## Exercise brief
Scan the lines below for "React"; report the number of lines that contain it, and only that.

## Raw data
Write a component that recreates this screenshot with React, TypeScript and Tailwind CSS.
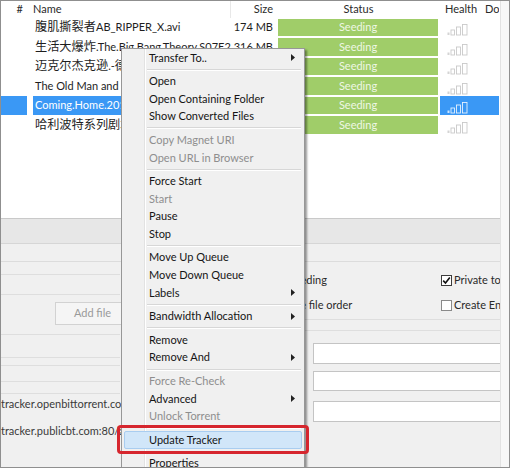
import React from 'react';

type Row = { name: string; size: string; selected?: boolean };

type MenuItem = { label?: string; disabled?: boolean; sub?: boolean; sep?: boolean; hot?: boolean };

const rows: Row[] = [
  { name: '腹肌撕裂者AB_RIPPER_X.avi', size: '174 MB' },
  { name: '生活大爆炸.The.Big.Bang.Theory.S07E21', size: '316 MB' },
  { name: '迈克尔杰克逊.-德国慕尼黑演唱会.mkv', size: '1.4 GB' },
  { name: 'The Old Man and the Sea.avi', size: '702 MB' },
  { name: 'Coming.Home.2014.1080p.BluRay.x264.mkv', size: '2.1 GB', selected: true },
  { name: '哈利波特系列剧场版全集.mkv', size: '8.3 GB' },
];

const menu: MenuItem[] = [
  { label: 'Transfer To..', sub: true },
  { sep: true },
  { label: 'Open' },
  { label: 'Open Containing Folder' },
  { label: 'Show Converted Files' },
  { sep: true },
  { label: 'Copy Magnet URI', disabled: true },
  { label: 'Open URL in Browser', disabled: true },
  { sep: true },
  { label: 'Force Start' },
  { label: 'Start', disabled: true },
  { label: 'Pause' },
  { label: 'Stop' },
  { sep: true },
  { label: 'Move Up Queue' },
  { label: 'Move Down Queue' },
  { label: 'Labels', sub: true },
  { sep: true },
  { label: 'Bandwidth Allocation', sub: true },
  { sep: true },
  { label: 'Remove' },
  { label: 'Remove And', sub: true },
  { sep: true },
  { label: 'Force Re-Check', disabled: true },
  { label: 'Advanced', sub: true },
  { label: 'Unlock Torrent', disabled: true },
  { sep: true },
  { label: 'Update Tracker', hot: true },
  { sep: true },
  { label: 'Properties' },
];

// CJK runs get a slightly larger size, like the YaHei fallback in the original
const renderName = (s: string) =>
  s
    .split(/([\u4e00-\u9fff]+)/)
    .filter(Boolean)
    .map((part, i) =>
      /[\u4e00-\u9fff]/.test(part) ? (
        <span key={i} className="text-[12.2px]">{part}</span>
      ) : (
        <span key={i}>{part}</span>
      )
    );

const Health = ({ active }: { active?: boolean }) => {
  const fill = active ? '#cfe6ff' : '#d4d4d4';
  const stroke = active ? '#e4f1ff' : '#c9c9c9';
  return (
    <svg width="22" height="12" viewBox="0 0 22 12">
      <rect x="0.5" y="8.5" width="2" height="2.5" fill={fill} />
      <rect x="4" y="6" width="3.5" height="5" fill="none" stroke={stroke} strokeWidth="0.9" />
      <rect x="9.5" y="3" width="4" height="8" fill="none" stroke={stroke} strokeWidth="0.9" />
      <rect x="15.5" y="0.5" width="4.5" height="10.5" fill="none" stroke={stroke} strokeWidth="0.9" />
    </svg>
  );
};

const Check = ({ checked }: { checked?: boolean }) => (
  <div
    className={`w-[11px] h-[11px] shrink-0 bg-white border flex items-center justify-center ${
      checked ? 'border-[#3c3c3c]' : 'border-[#8a8a8a]'
    }`}
  >
    {checked && (
      <svg width="9" height="9" viewBox="0 0 9 9">
        <path d="M1.2 4.6 L3.5 7 L7.8 1.6" fill="none" stroke="#111" strokeWidth="1.6" />
      </svg>
    )}
  </div>
);

const ContextMenu = () => (
  <div className="absolute left-[120px] top-[47px] w-[184px] border border-[#979797] bg-[linear-gradient(to_right,#f0f0f0_22px,#e2e2e2_22px,#e2e2e2_23px,#ffffff_23px,#ffffff_24px,#f0f0f0_24px)] shadow-[2px_2px_2px_rgba(0,0,0,0.4)] text-[11px]">
    {menu.map((item, i) =>
      item.sep ? (
        <div key={i} className="h-[6px] ml-[25px] mr-[3px] flex flex-col justify-center">
          <div className="h-px bg-[#d7d7d7]" />
          <div className="h-px bg-white" />
        </div>
      ) : (
        <div
          key={i}
          className={`h-[17.6px] mx-[2px] pl-[24px] pr-[6px] flex items-center justify-between border rounded-[2px] ${
            item.hot ? 'bg-[#d1e6f9] border-[#a9cdf0]' : 'border-transparent'
          } ${item.disabled ? 'text-[#8e8e8e]' : 'text-[#151515]'}`}
        >
          <span className="whitespace-nowrap">{item.label}</span>
          {item.sub && (
            <svg width="4" height="7" viewBox="0 0 4 7">
              <path d="M0 0 L4 3.5 L0 7 Z" fill="#222" />
            </svg>
          )}
        </div>
      )
    )}
  </div>
);

export default function App() {
  return (
    <div className="w-[510px] h-[468px] relative overflow-hidden flex bg-[#f0f0f0] border border-[#8f8f8f] font-['Lato','Noto_Sans_CJK_SC',sans-serif] text-[11px] text-[#222]">
      <div className="w-[499px] shrink-0 flex flex-col">
        {/* torrent list */}
        <div className="h-[218px] bg-white border-b border-[#c9c9c9] flex flex-col">
          <div className="h-[16.5px] flex items-center text-[#2a2a2a]">
            <div className="w-[26px] shrink-0 text-right pr-[4px]">#</div>
            <div className="w-[204px] shrink-0 pl-[6px] border-r border-[#e8e8e8]">Name</div>
            <div className="w-[46px] shrink-0 text-right pr-[4px] relative">
              <svg className="absolute left-[20px] -top-[6px]" width="6" height="4" viewBox="0 0 6 4">
                <path d="M0.5 3.5 L3 1 L5.5 3.5" fill="none" stroke="#999" strokeWidth="0.8" />
              </svg>
              Size
            </div>
            <div className="w-[163px] shrink-0 text-center">Status</div>
            <div className="w-[40px] shrink-0 pl-[5px]">Health</div>
            <div className="w-[19px] shrink-0 pl-[5px] overflow-hidden whitespace-nowrap">Do</div>
          </div>
          {rows.map((r, i) => (
            <div key={i} className="h-[19.6px] flex">
              <div className={`w-[26px] shrink-0 ${r.selected ? 'bg-[#3a98f5]' : ''}`} />
              <div className="w-[204px] shrink-0 pl-[6px] flex">
                <div
                  className={`flex-1 min-w-0 pl-[2px] pr-[6px] flex items-center overflow-hidden whitespace-nowrap ${
                    r.selected ? 'bg-[#3a98f5] text-white' : 'text-[#1e1e1e]'
                  }`}
                >
                  {renderName(r.name)}
                </div>
              </div>
              <div
                className={`w-[46px] shrink-0 pr-[4px] flex items-center justify-end ${
                  r.selected ? 'bg-[#3a98f5] text-white' : 'text-[#1e1e1e]'
                }`}
              >
                {r.size}
              </div>
              <div className="w-[163px] shrink-0 py-[1px] pl-[1px] pr-[2px]">
                <div className="h-full bg-[#a0cd69] flex items-center justify-center text-[#eef7e4]">Seeding</div>
              </div>
              <div className={`w-[40px] shrink-0 pl-[7px] pb-[1px] flex items-end ${r.selected ? 'bg-[#3a98f5]' : ''}`}>
                <Health active={r.selected} />
              </div>
              <div className={`w-[19px] shrink-0 ${r.selected ? 'bg-[#3a98f5]' : ''}`} />
            </div>
          ))}
        </div>

        {/* lower panel */}
        <div className="flex-1 flex flex-col">
          <div className="h-[25px] bg-[#e7e7e7] border-b border-[#d6d6d6]" />
          <div className="h-[18px] border-b border-[#dcdcdc]" />
          <div className="flex-1 flex">
            <div className="w-[119px] shrink-0 flex flex-col">
              <div className="h-[13px] border-b border-[#dedede]" />
              <div className="h-[20px] border-b border-[#dedede]" />
              <div className="pt-[7px]">
                <div className="ml-[54px] w-[75px] h-[23px] border border-[#d2d2d2] bg-[#f5f5f5] flex items-center justify-center text-[#9a9a9a]">
                  Add file
                </div>
              </div>
              <div className="h-[10px] border-b border-[#dedede]" />
              <div className="h-[23px] border-b border-[#dedede]" />
              <div className="h-[8px] border-b border-[#dedede]" />
              <div className="h-[16px] border-b border-[#dedede]" />
              <div className="h-[12px] border-b border-[#dedede]" />
              <div className="flex flex-col gap-[7px] text-[#3a3a3a] whitespace-nowrap">
                <div className="h-[20px] leading-[20px]">tracker.openbittorrent.com:80/announce</div>
                <div className="h-[20px] leading-[20px]">tracker.publicbt.com:80/announce</div>
              </div>
            </div>
            <div className="w-[130px] shrink-0" />
            <div className="flex-1 min-w-0 flex flex-col">
              <div className="pt-[8px] flex flex-col gap-[5px] text-[#2a2a2a] whitespace-nowrap">
                <div className="h-[20px] flex items-center">
                  <div className="w-[191px] shrink-0 flex items-center gap-[3px]">
                    <Check checked />
                    <span>Start seeding</span>
                  </div>
                  <div className="min-w-0 flex items-center gap-[2px] overflow-hidden">
                    <Check checked />
                    <span>Private torrent</span>
                  </div>
                </div>
                <div className="h-[20px] flex items-center">
                  <div className="w-[191px] shrink-0 flex items-center gap-[3px]">
                    <Check />
                    <span>Preserve file order</span>
                  </div>
                  <div className="min-w-0 flex items-center gap-[2px] overflow-hidden">
                    <Check />
                    <span>Create Encrypted</span>
                  </div>
                </div>
              </div>
              <div className="h-[5px] border-b border-[#dedede]" />
              <div className="h-[11px] border-b border-[#dedede]" />
              <div className="ml-[63px] mt-[12px] h-[21px] bg-white border border-r-0 border-[#c4c4c4]" />
              <div className="ml-[63px] mt-[7px] h-[20px] bg-white border border-r-0 border-[#c4c4c4]" />
              <div className="ml-[63px] mt-[10px] h-[21px] bg-white border border-r-0 border-[#c4c4c4]" />
            </div>
          </div>
        </div>
      </div>
      <div className="flex-1 bg-[#f7f7f7] border-l border-[#e2e2e2]" />

      <ContextMenu />

      {/* red annotation box around Update Tracker */}
      <div className="absolute left-[116px] top-[424px] w-[192px] h-[29px] border-[3px] border-[#d6262e] rounded-[4px]" />
    </div>
  );
}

## Final answer
2